◆ **EXERCISE AIM**
Give only the count of lines containing "component".

◆ **GIVEN RECORDS**

++++++

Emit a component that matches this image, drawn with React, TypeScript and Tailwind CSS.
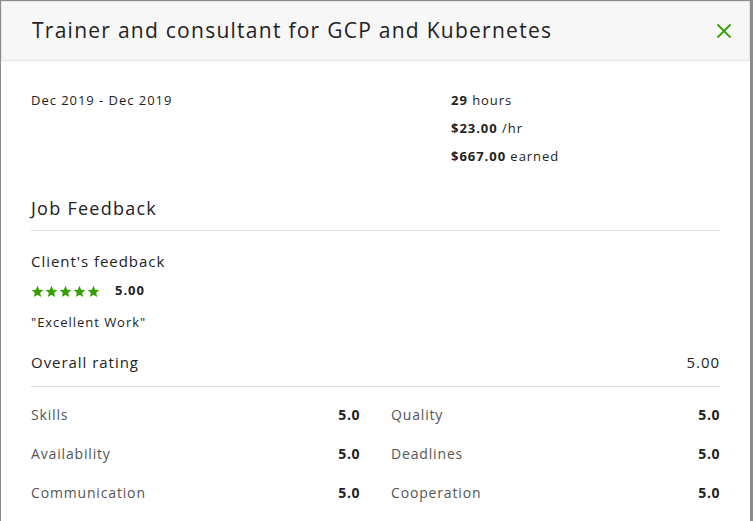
import React from "react";

const Star = () => (
  <svg width="13" height="13" viewBox="0 0 24 24" className="block">
    <path
      fill="#37a000"
      d="M12 1.5l3.1 7.1 7.7.7-5.8 5.1 1.7 7.6L12 18l-6.7 4 1.7-7.6L1.2 9.3l7.7-.7z"
    />
  </svg>
);

const Row = ({ a, b }: { a: [string, string]; b: [string, string] }) => (
  <div className="grid grid-cols-2 gap-x-[31px] h-[39px] items-center">
    <div className="flex justify-between items-center">
      <span className="text-[#555] text-[14px] tracking-[0.06em]">{a[0]}</span>
      <span className="font-bold text-[#222] text-[14px] tracking-[0.04em]">{a[1]}</span>
    </div>
    <div className="flex justify-between items-center">
      <span className="text-[#555] text-[14px] tracking-[0.06em]">{b[0]}</span>
      <span className="font-bold text-[#222] text-[14px] tracking-[0.04em]">{b[1]}</span>
    </div>
  </div>
);

export default function App() {
  return (
    <div
      className="w-[753px] h-[521px] bg-[#8c8c8c] pl-[1px] pt-[1px] pr-[3px] overflow-hidden"
      style={{ fontFamily: '"Open Sans", "Liberation Sans", sans-serif' }}
    >
      <div className="bg-white h-[600px] text-[#222]">
        <div className="h-[60px] bg-[#f7f7f7] border border-[#e4e4e4] flex items-center justify-between pl-[30px] pr-[17px]">
          <h1 className="text-[21px] font-normal text-[#222] tracking-[0.06em]">
            Trainer and consultant for GCP and Kubernetes
          </h1>
          <svg width="16" height="16" viewBox="0 0 16 16" className="block">
            <path d="M1.5 1.5L14.5 14.5M14.5 1.5L1.5 14.5" stroke="#37a000" strokeWidth="1.8" />
          </svg>
        </div>
        <div className="px-[30px] tracking-[0.06em]">
          <div className="flex pt-[29px]">
            <div className="w-[420px] text-[13px] leading-[20px]">Dec 2019 - Dec 2019</div>
            <div className="flex flex-col gap-[8px] text-[13px] leading-[20px]">
              <div>
                <span className="font-bold">29</span> hours
              </div>
              <div>
                <span className="font-bold">$23.00</span> /hr
              </div>
              <div>
                <span className="font-bold">$667.00</span> earned
              </div>
            </div>
          </div>
          <div className="mt-[28px] pb-[8px] border-b border-[#e0e0e0] text-[18px] leading-[28px] tracking-[0.07em]">
            Job Feedback
          </div>
          <div className="mt-[18px] text-[15px] leading-[24px]">Client's feedback</div>
          <div className="mt-[8px] flex items-center h-[20px]">
            <div className="flex gap-[1px]">
              <Star />
              <Star />
              <Star />
              <Star />
              <Star />
            </div>
            <span className="ml-[15px] font-bold text-[13px]">5.00</span>
          </div>
          <div className="mt-[11px] text-[13px] leading-[20px]">"Excellent Work"</div>
          <div className="mt-[18px] flex justify-between items-center pb-[12px] border-b border-[#e0e0e0] text-[15px] leading-[24px]">
            <span>Overall rating</span>
            <span>5.00</span>
          </div>
          <div className="mt-[8px]">
            <Row a={["Skills", "5.0"]} b={["Quality", "5.0"]} />
            <Row a={["Availability", "5.0"]} b={["Deadlines", "5.0"]} />
            <Row a={["Communication", "5.0"]} b={["Cooperation", "5.0"]} />
          </div>
        </div>
      </div>
    </div>
  );
}
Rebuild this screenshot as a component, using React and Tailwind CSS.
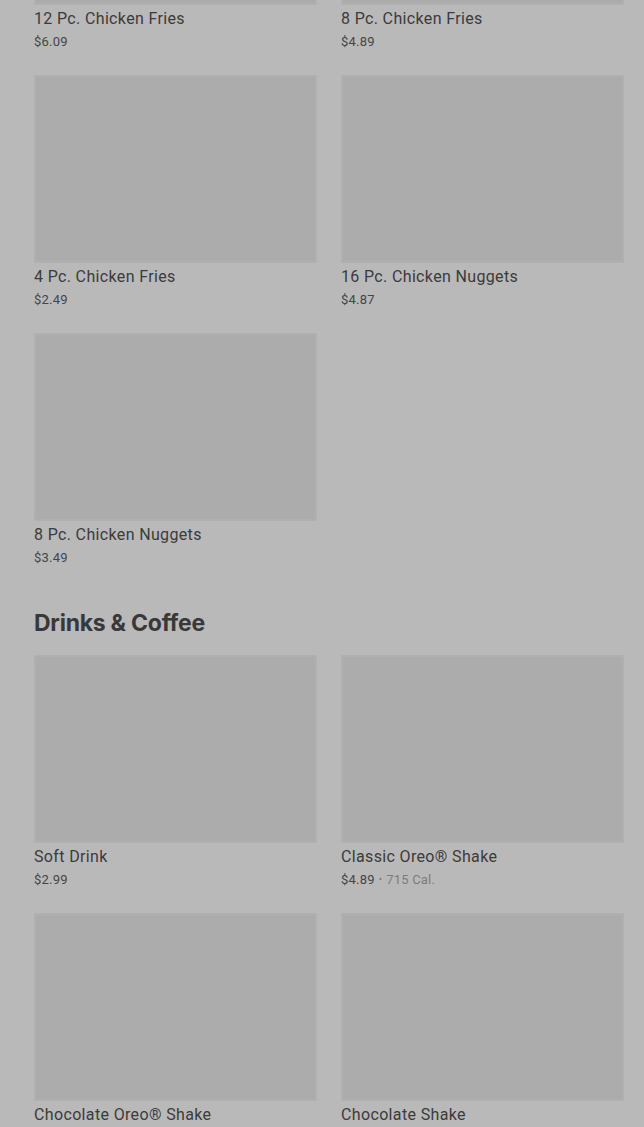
import React from "react";

const Card = ({ title, price, cal }) => (
  <div className="flex flex-col">
    <div className="h-[188px] bg-[#acacac] border-[2px] border-[#b0b0b0]" />
    <div className="mt-[3px] text-[16px] leading-[22px] text-[#3b3b3b] tracking-[0.35px]">{title}</div>
    <div className="mt-[3px] text-[13px] leading-[18px] text-[#454545] tracking-[0.2px] flex items-center">
      <span>{price}</span>
      {cal && (
        <>
          <span className="mx-[4px] text-[#7c7c7c] text-[10px]">•</span>
          <span className="text-[#7c7c7c]">{cal}</span>
        </>
      )}
    </div>
  </div>
);

export default function App() {
  const ff = { fontFamily: "Roboto, 'Liberation Sans', sans-serif" };
  return (
    <div className="h-[1127px] bg-[#b9b9b9] overflow-hidden" style={ff}>
      <div className="pl-[34px] pr-[20px] -mt-[183px]">
        <div className="grid grid-cols-2 gap-x-[24px] gap-y-[24px]">
          <Card title="12 Pc. Chicken Fries" price="$6.09" />
          <Card title="8 Pc. Chicken Fries" price="$4.89" />
          <Card title="4 Pc. Chicken Fries" price="$2.49" />
          <Card title="16 Pc. Chicken Nuggets" price="$4.87" />
          <Card title="8 Pc. Chicken Nuggets" price="$3.49" />
        </div>
        <h2
          className="mt-[42px] mb-[18px] text-[23px] leading-[28px] font-bold text-[#383838] tracking-[-0.25px]"
          style={{ fontFamily: "Inter, Roboto, sans-serif" }}
        >
          Drinks &amp; Coffee
        </h2>
        <div className="grid grid-cols-2 gap-x-[24px] gap-y-[24px]">
          <Card title="Soft Drink" price="$2.99" />
          <Card title="Classic Oreo® Shake" price="$4.89" cal="715 Cal." />
          <Card title="Chocolate Oreo® Shake" price="$4.89" />
          <Card title="Chocolate Shake" price="$4.09" />
        </div>
      </div>
    </div>
  );
}
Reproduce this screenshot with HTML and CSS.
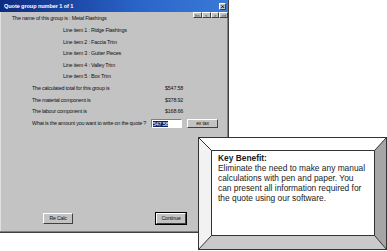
FILE: index.html
```html
<!DOCTYPE html>
<html lang="en">
<head>
    <meta charset="UTF-8">
    <title>Quote group number 1 of 1</title>
    <link rel="stylesheet" href="styles.css">
</head>
<body>

    <div class="window">
        <div class="title-bar">
            <span class="title-text">Quote group number 1 of 1</span>
            <span class="close-btn">&times;</span>
        </div>

        <div class="content">
            <div class="row row-first">
                <span>The name of this group is : Metal Flashings</span>
                <div class="nav-group">
                    <span class="nav-btn">|&lt;&lt;</span>
                    <span class="nav-btn">&lt;</span>
                    <span class="nav-btn">&gt;</span>
                    <span class="nav-btn">&gt;&gt;|</span>
                </div>
            </div>
            <div class="row item">Line item 1 : Ridge Flashings</div>
            <div class="row item">Line item 2 : Faccia Trim</div>
            <div class="row item">Line item 3 : Gutter Pieces</div>
            <div class="row item">Line item 4 : Valley Trim</div>
            <div class="row item">Line item 5 : Box Trim</div>

            <div class="row total">
                <span class="total-label">The calculated total for this group is</span>
                <span>$547.58</span>
            </div>
            <div class="row total">
                <span class="total-label">The material component is</span>
                <span>$378.92</span>
            </div>
            <div class="row total">
                <span class="total-label">The labour component is</span>
                <span>$168.66</span>
            </div>
            <div class="row total">
                <span class="amount-label">What is the amount you want to write on the quote ?</span>
                <span class="amount-input"><span class="selected">547.58</span></span>
                <span class="btn tax-btn">ex tax</span>
            </div>

            <div class="bottom-buttons">
                <span class="btn">Re Calc</span>
                <span class="btn default-btn">Continue</span>
            </div>
        </div>
    </div>

    <!-- callout sits over the dialog corner -->
    <div class="callout">
        <svg class="callout-frame" width="189" height="113" viewBox="0 0 189 113">
            <polygon points="0,0 189,0 177,13 13,13" fill="#ffffff"/>
            <polygon points="0,0 13,13 13,99 0,113" fill="#f2f2f2"/>
            <polygon points="189,0 189,113 177,99 177,13" fill="#a6a6a6"/>
            <polygon points="0,113 189,113 177,99 13,99" fill="#cacaca"/>
            <rect x="0.5" y="0.5" width="188" height="112" fill="none" stroke="#333" stroke-width="1"/>
            <rect x="13.5" y="13.5" width="163" height="85" fill="#fff" stroke="#333" stroke-width="1"/>
            <line x1="0" y1="0" x2="13" y2="13" stroke="#333"/>
            <line x1="189" y1="0" x2="177" y2="13" stroke="#333"/>
            <line x1="0" y1="113" x2="13" y2="99" stroke="#333"/>
            <line x1="189" y1="113" x2="177" y2="99" stroke="#333"/>
        </svg>
        <div class="callout-text">
            <strong>Key Benefit:</strong><br>
            Eliminate the need to make any manual calculations with pen and paper. You can present all information required for the quote using our software.
        </div>
    </div>

</body>
</html>
```

FILE: styles.css
```css
body {
    margin: 0;
    width: 387px;
    height: 251px;
    overflow: hidden;
    background-color: #fff;
    font-family: "Liberation Sans", Arial, sans-serif;
    position: relative;
}
.window {
    width: 228px;
    height: 232px;
    background-color: #c3c3c3;
    border-right: 1px solid #404040;
    border-bottom: 1px solid #404040;
    box-shadow: inset -1px -1px 0 #808080, inset 1px 1px 0 #e0e0e0;
    display: flex;
    flex-direction: column;
}
.title-bar {
    height: 12px;
    background: linear-gradient(to right, #0c2a80, #2a64c8 60%, #3a7ad8);
    display: flex;
    align-items: center;
    justify-content: space-between;
    padding: 0 1px 0 4px;
}
.title-text {
    color: #fff;
    font-weight: bold;
    font-size: 5.6px;
    letter-spacing: -0.1px;
}
.close-btn {
    width: 7px;
    height: 7px;
    background-color: #c3c3c3;
    border: 1px solid;
    border-color: #fff #404040 #404040 #fff;
    font-size: 8px;
    line-height: 6px;
    text-align: center;
    color: #000;
    box-sizing: border-box;
    margin-right: 1px;
}
.content {
    flex: 1;
    display: flex;
    flex-direction: column;
    font-size: 5.4px;
    letter-spacing: -0.2px;
    color: #111;
}
.row {
    height: 11.6px;
    line-height: 11.6px;
    padding-left: 12px;
    display: flex;
    align-items: center;
}
.row-first {
    height: 13px;
    line-height: 13px;
    justify-content: space-between;
    align-items: flex-start;
}
.nav-group {
    display: flex;
}
.nav-btn {
    width: 8.75px;
    height: 6px;
    line-height: 6px;
    font-size: 4px;
    letter-spacing: -0.4px;
    text-align: center;
    background-color: #c3c3c3;
    border: 1px solid;
    border-color: #fff #404040 #404040 #fff;
    box-sizing: border-box;
}
.item {
    padding-left: 63px;
}
.total {
    padding-left: 32px;
}
.total-label {
    width: 133px;
}
.amount-label {
    width: 119px;
}
.amount-input {
    width: 31px;
    height: 9px;
    background-color: #fff;
    border: 1px solid;
    border-color: #808080 #fff #fff #808080;
    box-sizing: border-box;
    display: flex;
    align-items: center;
    padding-left: 1px;
    margin-right: 5px;
}
.selected {
    background-color: #0a246a;
    color: #fff;
    line-height: 6px;
}
.btn {
    height: 9px;
    width: 31px;
    line-height: 7px;
    text-align: center;
    background-color: #c3c3c3;
    border: 1px solid;
    border-color: #fff #404040 #404040 #fff;
    box-sizing: border-box;
    font-size: 5.2px;
}
.bottom-buttons {
    margin-top: auto;
    margin-bottom: 8px;
    display: flex;
    gap: 83px;
    padding-left: 43px;
}
.bottom-buttons .btn {
    height: 11px;
    width: 30px;
    line-height: 9px;
}
.default-btn {
    outline: 1px solid #000;
}

/* callout box */
.callout {
    position: absolute;
    left: 198px;
    top: 137px;
    width: 189px;
    height: 113px;
}
.callout-frame {
    position: absolute;
    left: 0;
    top: 0;
}
.callout-text {
    position: relative;
    padding: 3px 0 0 20px;
    margin-top: 13px;
    width: 150px;
    font-size: 8.4px;
    line-height: 10px;
    color: #1a1a1a;
}
```
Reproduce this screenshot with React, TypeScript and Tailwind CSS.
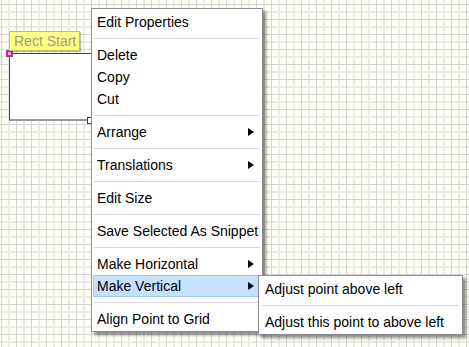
import React from 'react';

type Entry = { label: string; sub?: boolean; active?: boolean } | 'sep';

const mainMenu: Entry[] = [
  { label: 'Edit Properties' },
  'sep',
  { label: 'Delete' },
  { label: 'Copy' },
  { label: 'Cut' },
  'sep',
  { label: 'Arrange', sub: true },
  'sep',
  { label: 'Translations', sub: true },
  'sep',
  { label: 'Edit Size' },
  'sep',
  { label: 'Save Selected As Snippet' },
  'sep',
  { label: 'Make Horizontal', sub: true },
  { label: 'Make Vertical', sub: true, active: true },
  'sep',
  { label: 'Align Point to Grid' },
];

const subMenu: Entry[] = [
  { label: 'Adjust point above left' },
  'sep',
  { label: 'Adjust this point to above left' },
];

function Arrow() {
  return (
    <svg width="6" height="8" viewBox="0 0 6 8" className="shrink-0">
      <polygon points="0,0 6,4 0,8" fill="#000" />
    </svg>
  );
}

function MenuList({ items }: { items: Entry[] }) {
  return (
    <>
      {items.map((item, i) =>
        item === 'sep' ? (
          <div key={i} className="mx-[1px] my-[5px] h-px bg-[#d7d7d7]" />
        ) : (
          <div
            key={i}
            className={`flex h-[22px] items-center justify-between whitespace-nowrap pl-[3px] pr-[6px] ${
              item.active ? 'border border-[#99c9f5] bg-[#c4e0fc]' : 'border border-transparent'
            }`}
          >
            <span>{item.label}</span>
            {item.sub && <Arrow />}
          </div>
        )
      )}
    </>
  );
}

function Grid() {
  return (
    <svg className="absolute inset-0" width="469" height="347">
      <defs>
        <pattern id="g" width="15" height="15" patternUnits="userSpaceOnUse" x="1" y="4">
          <rect x="7" y="0" width="2" height="15" fill="#ebebe9" />
          <rect x="0" y="7" width="15" height="2" fill="#ebebe9" />
          <rect x="0" y="0" width="1" height="15" fill="#d6d4d8" />
          <rect x="0" y="0" width="15" height="1" fill="#d6d4d8" />
        </pattern>
      </defs>
      <rect width="469" height="347" fill="#fffff6" />
      <rect width="469" height="347" fill="url(#g)" />
    </svg>
  );
}

export default function App() {
  return (
    <div
      className="relative h-[347px] w-[469px] overflow-hidden text-[14px] text-black"
      style={{ fontFamily: '"Liberation Sans", Arial, sans-serif' }}
    >
      <Grid />

      {/* diagram node */}
      <div className="absolute left-[9px] top-[53px] h-[68px] w-[90px] border-l border-t border-b-2 border-l-[#444] border-t-[#444] border-b-[#999] bg-white" />
      <div className="absolute left-[87px] top-[117px] h-[7px] w-[7px] border border-[#2030e0] bg-white" />
      <div className="absolute left-[6px] top-[50px] h-[7px] w-[7px] border-2 border-[#9a3fa6] bg-[#f6a8bc]" />
      <div className="absolute left-[9px] top-[31px] flex h-[20px] w-[71px] items-center border border-[#c2c25a] bg-[#ffff82] pl-[4px] text-[#9c9c8c] shadow-[1px_1px_1px_rgba(0,0,0,0.25)]">
        Rect Start
      </div>

      {/* context menu */}
      <div className="absolute left-[91px] top-[8px] z-10 w-[172px] border border-[#8e8e8e] bg-white px-[1px] pb-[1px] pt-[2px] shadow-[3px_3px_3px_rgba(0,0,0,0.45)]">
        <MenuList items={mainMenu} />
      </div>

      {/* submenu */}
      <div className="absolute left-[258px] top-[275px] z-20 w-[205px] border border-[#8e8e8e] bg-white px-[2px] pb-[1px] pt-[2px] shadow-[3px_3px_3px_rgba(0,0,0,0.45)]">
        <MenuList items={subMenu} />
      </div>
    </div>
  );
}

++++++

◆ **TASK RESULT**
4